Maths and Models: The Mechanics of Invertomics

As the nights get longer and the end of the year draws ever nearer, the FEZ advent calendar gives us the opportunity to introduce what we’ve been working on this year to everyone. My role in the group is tied to the Invertomics project, the quest for a better understanding of invertebrate genetics and genomics, but this year, I’ve not really been working on any invertebrate data at all!

As a postdoctoral researcher and the group’s designated “methods person”, I’ve been looking at why the invertebrate tree of life has been so difficult to resolve in the first place.
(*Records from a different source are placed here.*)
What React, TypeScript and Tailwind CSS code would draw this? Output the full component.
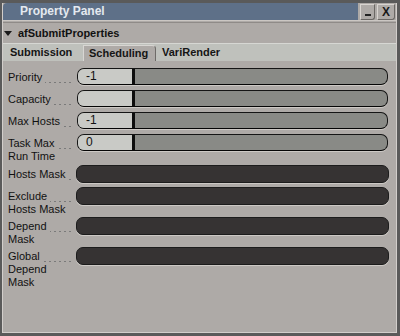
import React from 'react';

const font = { fontFamily: '"Liberation Sans", Arial, sans-serif' };

type Row = {
  lines: string[];
  kind: 'slider' | 'text';
  value?: string;
  height: string;
};

const rows: Row[] = [
  { lines: ['Priority'], kind: 'slider', value: '-1', height: 'h-[22px]' },
  { lines: ['Capacity'], kind: 'slider', value: '', height: 'h-[22px]' },
  { lines: ['Max Hosts'], kind: 'slider', value: '-1', height: 'h-[22px]' },
  { lines: ['Task Max', 'Run Time'], kind: 'slider', value: '0', height: 'h-[31px]' },
  { lines: ['Hosts Mask'], kind: 'text', height: 'h-[22px]' },
  { lines: ['Exclude', 'Hosts Mask'], kind: 'text', height: 'h-[30px]' },
  { lines: ['Depend', 'Mask'], kind: 'text', height: 'h-[30px]' },
  { lines: ['Global', 'Depend', 'Mask'], kind: 'text', height: 'h-[40px]' },
];

function Label({ lines }: { lines: string[] }) {
  return (
    <div className="w-[74px] shrink-0 pl-[5px] pt-[3px] text-[11px] leading-[13px] text-[#111]">
      <div className="flex items-end mr-[6px]">
        <span className="whitespace-nowrap">{lines[0]}</span>
        <span className="flex-1 h-px mb-[1px] ml-[3px] bg-[repeating-linear-gradient(to_left,#7a7a7a_0_2px,transparent_2px_5px)]" />
      </div>
      {lines.slice(1).map((l) => (
        <div key={l} className="whitespace-nowrap">
          {l}
        </div>
      ))}
    </div>
  );
}

function Slider({ value }: { value?: string }) {
  return (
    <div className="w-[311px] h-[17px] rounded-[7px] border border-[#151515] border-b-[#050505] bg-[#898a86] overflow-hidden flex shadow-[0_1px_0_#cdc9c5]">
      <div className="w-[57px] h-full bg-[#c9cac6] border-r-[3px] border-[#0d0d0d] pl-[8px] text-[12px] leading-[15px] text-[#111]">
        {value}
      </div>
    </div>
  );
}

function TextField() {
  return (
    <div className="-ml-px w-[313px] h-[18px] rounded-[7px] border border-[#1c1c1c] bg-[#363333] shadow-[0_1px_0_#cdc9c5]" />
  );
}

export default function App() {
  return (
    <div className="w-[400px] h-[336px] bg-[#5a5a5a] pt-[3px] pl-[2px] pr-[3px] pb-[3px]" style={font}>
      <div className="h-full flex flex-col bg-[#aeaaa7] border-l border-r border-b border-[#d2cecb]">
        {/* Title bar */}
        <div className="h-[17px] flex shrink-0">
          <div className="w-[355px] h-full rounded-tl-[4px] bg-[#5e7088] pl-[17px] text-[12px] font-bold leading-[17px] text-[#e4e9ef]">
            Property Panel
          </div>
          <div className="ml-[2px] mt-[1px] w-[15px] h-[16px] rounded-br-[3px] border-t border-l border-[#d8d4d0] border-r border-b border-r-[#6a6764] border-b-[#6a6764] flex items-end justify-center pb-[3px]">
            <div className="w-[6px] h-[2px] bg-[#222]" />
          </div>
          <div className="ml-[2px] mt-[1px] w-[18px] h-[16px] rounded-br-[3px] border-t border-l border-[#d8d4d0] border-r border-b border-r-[#6a6764] border-b-[#6a6764] flex items-center justify-center text-[12px] font-bold leading-none text-[#1a1a1a]">
            X
          </div>
        </div>
        <div className="h-[3px] shrink-0 border-t border-[#cbc7c3] border-b border-b-[#8f8b88]" />

        {/* Header */}
        <div className="h-[20px] shrink-0 flex items-center pl-[1px]">
          <svg width="9" height="6" viewBox="0 0 9 6" className="mr-[5px] mt-[1px]">
            <path d="M0 0 H8 L4 5 Z" fill="#1a1a1a" />
          </svg>
          <span className="text-[11px] font-bold text-[#111]">afSubmitProperties</span>
        </div>

        {/* Tabs */}
        <div className="h-[18px] shrink-0 flex items-end bg-[#bfc1bc] border-t border-[#d6d7d3] text-[11px] font-bold text-[#151515]">
          <div className="w-[80px] h-full pl-[7px] leading-[17px]">Submission</div>
          <div className="w-[73px] h-[16px] pl-[5px] leading-[15px] bg-[#aeaaa7] rounded-tr-[4px] border-t border-l border-[#d8d6d3] border-r border-r-[#6e6b68]">
            Scheduling
          </div>
          <div className="h-full pl-[6px] leading-[17px]">VariRender</div>
        </div>

        {/* Rows */}
        <div className="pt-[7px] flex flex-col">
          {rows.map((r) => (
            <div key={r.lines.join(' ')} className={`${r.height} flex items-start`}>
              <Label lines={r.lines} />
              {r.kind === 'slider' ? <Slider value={r.value} /> : <TextField />}
            </div>
          ))}
        </div>
      </div>
    </div>
  );
}
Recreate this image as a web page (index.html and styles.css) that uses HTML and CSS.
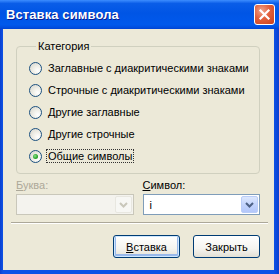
FILE: index.html
```html
<!DOCTYPE html>
<html lang="ru">
<head>
<meta charset="utf-8">
<title>Вставка символа</title>
<link rel="stylesheet" href="styles.css">
</head>
<body>
<div class="window">
  <div class="titlebar">
    <span class="title">Вставка символа</span>
    <span class="close" aria-label="Закрыть">
      <svg width="13" height="13" viewBox="0 0 13 13"><path d="M2.5 2.5 L10.5 10.5 M10.5 2.5 L2.5 10.5" stroke="#fff" stroke-width="2.2" stroke-linecap="square" fill="none"/></svg>
    </span>
  </div>
  <div class="content">
    <fieldset class="group">
      <legend class="legend">Категория</legend>
      <div class="radio"><span class="dot"></span><span>Заглавные с диакритическими знаками</span></div>
      <div class="radio"><span class="dot"></span><span>Строчные с диакритическими знаками</span></div>
      <div class="radio"><span class="dot"></span><span>Другие заглавные</span></div>
      <div class="radio"><span class="dot"></span><span>Другие строчные</span></div>
      <div class="radio checked"><span class="dot"></span><span class="focus">Общие символы</span></div>
    </fieldset>
    <div class="fields">
      <div class="field disabled">
        <div class="label"><u>Б</u>уква:</div>
        <div class="combo"><span class="value"></span><span class="arrow"><svg width="9" height="6" viewBox="0 0 9 6"><path d="M1 1 L4.5 4.5 L8 1" stroke="currentColor" stroke-width="2" fill="none"/></svg></span></div>
      </div>
      <div class="field">
        <div class="label"><u>С</u>имвол:</div>
        <div class="combo"><span class="value">i</span><span class="arrow"><svg width="9" height="6" viewBox="0 0 9 6"><path d="M1 1 L4.5 4.5 L8 1" stroke="currentColor" stroke-width="2" fill="none"/></svg></span></div>
      </div>
    </div>
    <div class="sep"></div>
    <div class="buttons">
      <span class="btn default"><u>В</u>ставка</span>
      <span class="btn">Закрыть</span>
    </div>
  </div>
</div>
</body>
</html>
```
FILE: styles.css
```css
html, body {
  margin: 0;
  padding: 0;
  background: #0a4fe0;
}
.window {
  width: 279px;
  height: 274px;
  box-sizing: border-box;
  display: flex;
  flex-direction: column;
  background: linear-gradient(90deg, #0a3fcf 0, #0d52e6 3px, #0d52e6 274px, #0a3fcf 279px);
  font-family: "Liberation Sans", Arial, sans-serif;
  font-size: 11px;
  color: #000;
}
.titlebar {
  height: 29px;
  flex: none;
  display: flex;
  align-items: center;
  justify-content: space-between;
  padding: 0 4px 0 6px;
  background: linear-gradient(180deg, #3d8dff 0%, #0a5de8 12%, #0055e5 45%, #0059ec 85%, #004fe0 94%, #0043d2 100%);
}
.title {
  color: #fff;
  font-weight: bold;
  font-size: 13px;
  font-family: "Liberation Sans", Arial, sans-serif;
  text-shadow: 1px 1px 0 #0a1d8f;
  letter-spacing: 0.1px;
}
.close {
  width: 21px;
  height: 21px;
  box-sizing: border-box;
  border: 1px solid #fff;
  border-radius: 3px;
  background: radial-gradient(circle at 35% 30%, #f0a48c 0%, #e2603c 45%, #c8401c 100%);
  display: flex;
  align-items: center;
  justify-content: center;
}
.content {
  flex: 1;
  margin: 0 5px 4px 3px;
  background: #ece9d8;
  padding: 11px 14px 0 13px;
  display: flex;
  flex-direction: column;
}
.group {
  margin: 0;
  padding: 4px 0 6px 12px;
  border: 1px solid #d0d0bf;
  border-radius: 4px;
  min-width: 0;
}
.legend {
  padding: 0 2px;
  margin-left: 7px;
  line-height: 13px;
  color: #000;
}
.radio {
  height: 22px;
  display: flex;
  align-items: center;
  gap: 6px;
}
.dot {
  width: 13px;
  height: 13px;
  box-sizing: border-box;
  border-radius: 50%;
  border: 1px solid #1c5180;
  background: radial-gradient(circle at 70% 70%, #ffffff 0%, #f0efe8 40%, #d4d3cb 100%);
  flex: none;
  position: relative;
}
.checked .dot::after {
  content: "";
  position: absolute;
  left: 3px;
  top: 3px;
  width: 5px;
  height: 5px;
  border-radius: 50%;
  background: radial-gradient(circle at 40% 40%, #8be18b 0%, #2fa82f 55%, #188a18 100%);
}
.focus {
  outline: 1px dotted #333;
  outline-offset: 0;
  padding: 0 1px;
  margin-left: -1px;
}
.fields {
  display: grid;
  grid-template-columns: 1fr 1fr;
  column-gap: 9px;
  margin-top: 5px;
}
.label {
  line-height: 13px;
  height: 13px;
  margin-bottom: 2px;
}
.disabled .label {
  color: #aca899;
}
.combo {
  height: 21px;
  box-sizing: border-box;
  border: 1px solid #7f9db9;
  background: #fff;
  display: flex;
  align-items: center;
  padding: 1px;
}
.combo .value {
  flex: 1;
  padding-left: 5px;
}
.arrow {
  width: 17px;
  height: 17px;
  box-sizing: border-box;
  border: 1px solid #bacdf8;
  border-radius: 2px;
  background: linear-gradient(180deg, #dde7fd 0%, #c3d4fc 50%, #b3c7fa 100%);
  color: #4d6185;
  display: flex;
  align-items: center;
  justify-content: center;
}
.disabled .combo {
  border-color: #c9c7ba;
  background: #f4f3ee;
}
.disabled .arrow {
  border-color: #e8e7e0;
  background: #f7f7f4;
  color: #c9c7ba;
}
.sep {
  height: 1px;
  border-bottom: 1px solid #fff;
  background: #aca899;
  margin: 7px -8px 0 -5px;
}
.buttons {
  display: flex;
  justify-content: flex-end;
  gap: 13px;
  margin-top: 11px;
}
.btn {
  width: 67px;
  height: 23px;
  box-sizing: border-box;
  border: 1px solid #003c74;
  border-radius: 3px;
  background: linear-gradient(180deg, #ffffff 0%, #f5f4ef 60%, #e3e0d5 100%);
  display: flex;
  align-items: center;
  justify-content: center;
}
.btn.default {
  box-shadow: inset 0 0 0 1px #cee7ff, inset 0 -1px 0 2px #98b8ea;
}
u {
  text-decoration: underline;
  text-underline-offset: 1px;
}
```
That means looking at all the previously published data, and the competing hypotheses of different groups as to how all these different animals are related; and working out the root cause of all these disagreements.
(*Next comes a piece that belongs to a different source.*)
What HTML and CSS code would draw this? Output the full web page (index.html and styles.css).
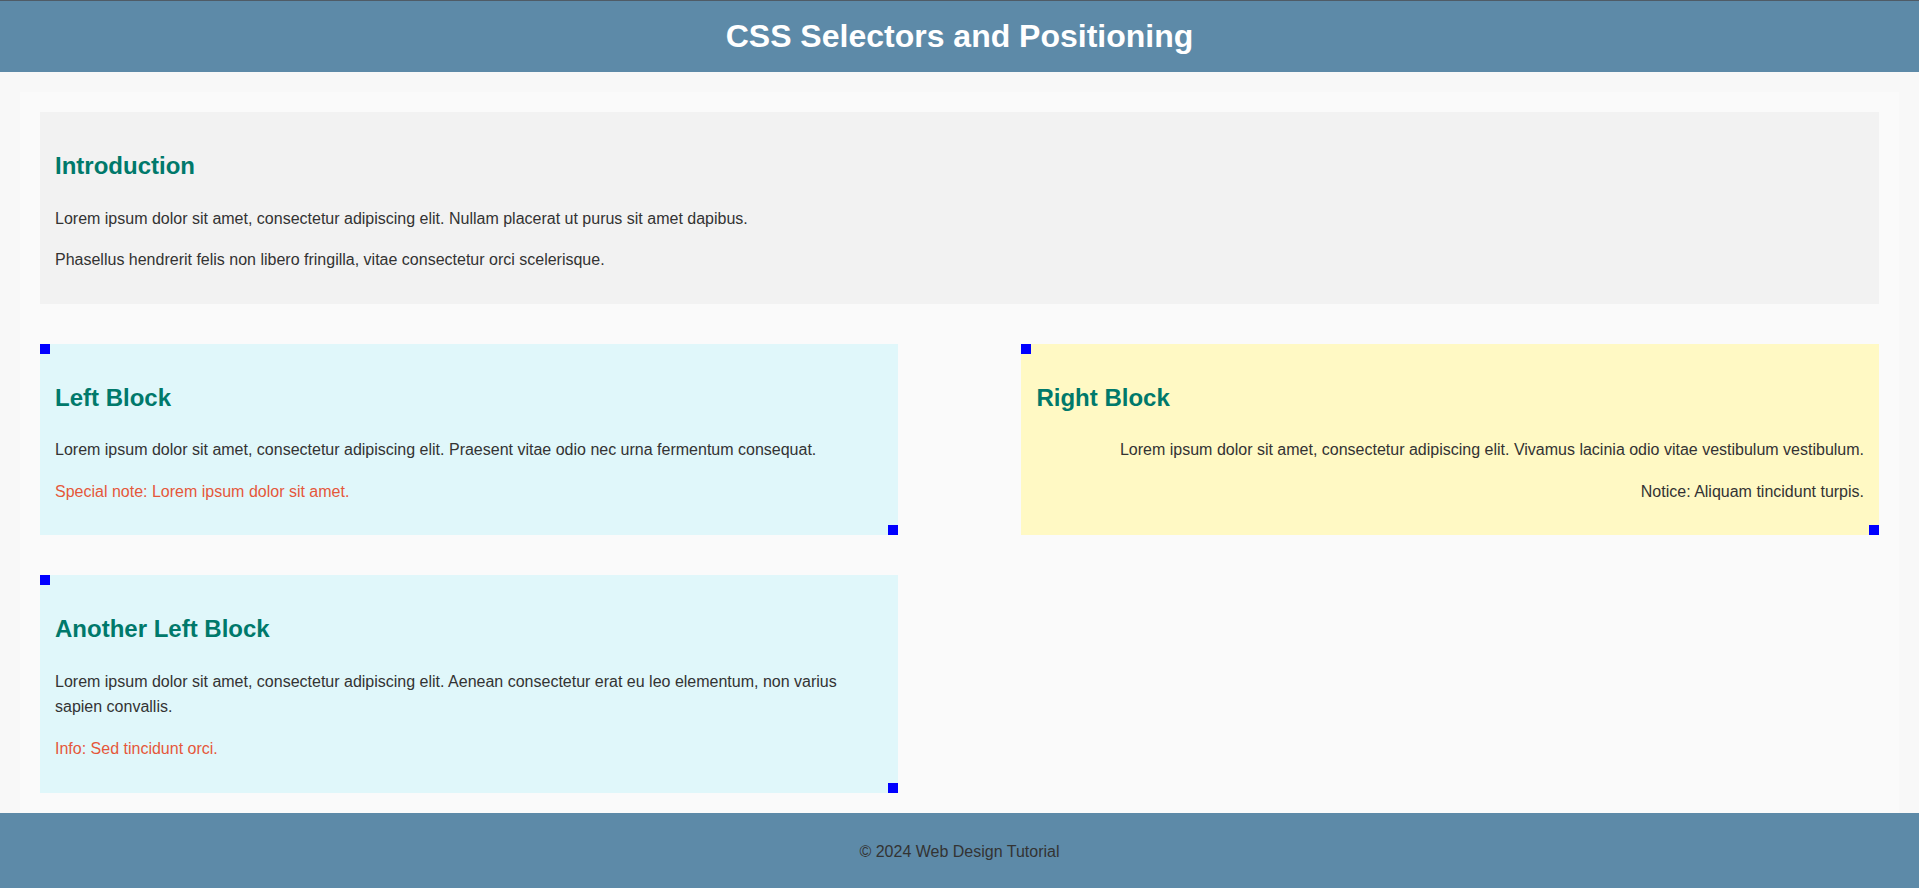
FILE: index.html
```html
<!DOCTYPE html>
<html lang="en">
<head>
<meta charset="utf-8">
<title>CSS Selectors and Positioning</title>
<link rel="stylesheet" href="styles.css">
</head>
<body>
<header class="site-header">
  <h1 class="site-title">CSS Selectors and Positioning</h1>
</header>
<main class="main">
  <div class="container">
    <section class="intro">
      <h2 class="block-title">Introduction</h2>
      <p>Lorem ipsum dolor sit amet, consectetur adipiscing elit. Nullam placerat ut purus sit amet dapibus.</p>
      <p>Phasellus hendrerit felis non libero fringilla, vitae consectetur orci scelerisque.</p>
    </section>
    <div class="blocks">
      <section class="block block-left">
        <h2 class="block-title">Left Block</h2>
        <p>Lorem ipsum dolor sit amet, consectetur adipiscing elit. Praesent vitae odio nec urna fermentum consequat.</p>
        <p class="note">Special note: Lorem ipsum dolor sit amet.</p>
      </section>
      <section class="block block-right">
        <h2 class="block-title">Right Block</h2>
        <p>Lorem ipsum dolor sit amet, consectetur adipiscing elit. Vivamus lacinia odio vitae vestibulum vestibulum.</p>
        <p>Notice: Aliquam tincidunt turpis.</p>
      </section>
      <section class="block block-left">
        <h2 class="block-title">Another Left Block</h2>
        <p>Lorem ipsum dolor sit amet, consectetur adipiscing elit. Aenean consectetur erat eu leo elementum, non varius sapien convallis.</p>
        <p class="note">Info: Sed tincidunt orci.</p>
      </section>
    </div>
  </div>
</main>
<footer class="site-footer">
  <p>&copy; 2024 Web Design Tutorial</p>
</footer>
</body>
</html>
```
FILE: styles.css
```css
html, body {
  margin: 0;
  padding: 0;
}

body {
  font-family: "Liberation Sans", Arial, sans-serif;
  font-size: 16px;
  line-height: 1.6;
  color: #333333;
  background: #f8f8f8;
}

.site-header {
  background: #5d8aa8;
  border-top: 1px solid #4f5b66;
  padding: 10px 0;
  text-align: center;
}

.site-title {
  margin: 0;
  font-size: 32px;
  font-weight: bold;
  color: #ffffff;
}

.main {
  padding: 20px 20px 0;
}

.container {
  background: #fafafa;
  padding: 20px 20px 20px;
}

.intro {
  background: #f2f2f2;
  padding: 15px;
  margin-bottom: 40px;
}

.block-title {
  font-size: 24px;
  font-weight: bold;
  color: #00796b;
  margin: 20px 0;
}

p {
  margin: 16px 0;
}

.blocks {
  display: grid;
  grid-template-columns: repeat(2, calc(45% + 30px));
  justify-content: space-between;
  row-gap: 40px;
  align-items: start;
}

.block {
  position: relative;
  padding: 15px;
}

.block::before,
.block::after {
  content: "";
  position: absolute;
  width: 10px;
  height: 10px;
  background: #0000ff;
}

.block::before {
  top: 0;
  left: 0;
}

.block::after {
  right: 0;
  bottom: 0;
}

.block-left {
  background: #e0f7fa;
  grid-column: 1;
}

.block-right {
  background: #fff9c4;
  grid-column: 2;
}

.block-right p {
  text-align: right;
}

.note {
  color: #e5573a;
}

.site-footer {
  background: #5d8aa8;
  padding: 10px 0;
  text-align: center;
  color: #333333;
}
```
Whilst other members of the group are out gathering new data and working hard in the lab, I’m approaching our problem from the other direction, trying to work out new ways to evaluate how we understand evolution as a process, and how we make models that simulate it.

A phylogeny of all the major groups of animals, derived from our current understanding of conserved genes that are unlikely to change over time and our ability to mathematically model the complex process of evolution.

When we make phylogenies (pictured) – trees of relationships – from genes, what we are really doing is a multi-step process. First, we identify the gene in the genome. Then, we identify the same gene across lots of different organisms and put them all together, trying to match up the same bits of the gene against one another, called an alignment (Cover Image pictured). We use this to then build a tree, by taking a model that matches how evolution could work – by changing parts of the gene from one nucleic acid to another through mutation, or by removing old parts and adding new parts by deletion and insertion. This model traces back from each of the sequences, working out the arrangement of all of them that most makes sense, given how likely the model thinks certain changes are over time.

Our models are good, but they aren’t perfect. And that is where my job comes in. As approximations of evolution, these models can be susceptible to a lot of errors: some because the reality of evolution is more complex than we previously anticipated or can accurately model, and some because the data we have is not yet perfect. This year I’ve been working on a new measurement, called nRCFV, which might help us understand and identify one of the biggest problems in accurately reconstructing these trees – compositional heterogeneity (a very scientific name for “this gene, or part of a gene, has changed so much that it is really different from all the others of the same type”). I’ve also been working on a new kind of reliability measurement to test our hypotheses of these relationships, which will help us evaluate how many genes support different hypotheses.

Biology can sometimes seem like a science done with a lab coat or out in the field, but there’s a lot of work still to be done in the server rooms and behind computers to help us understand how life really works!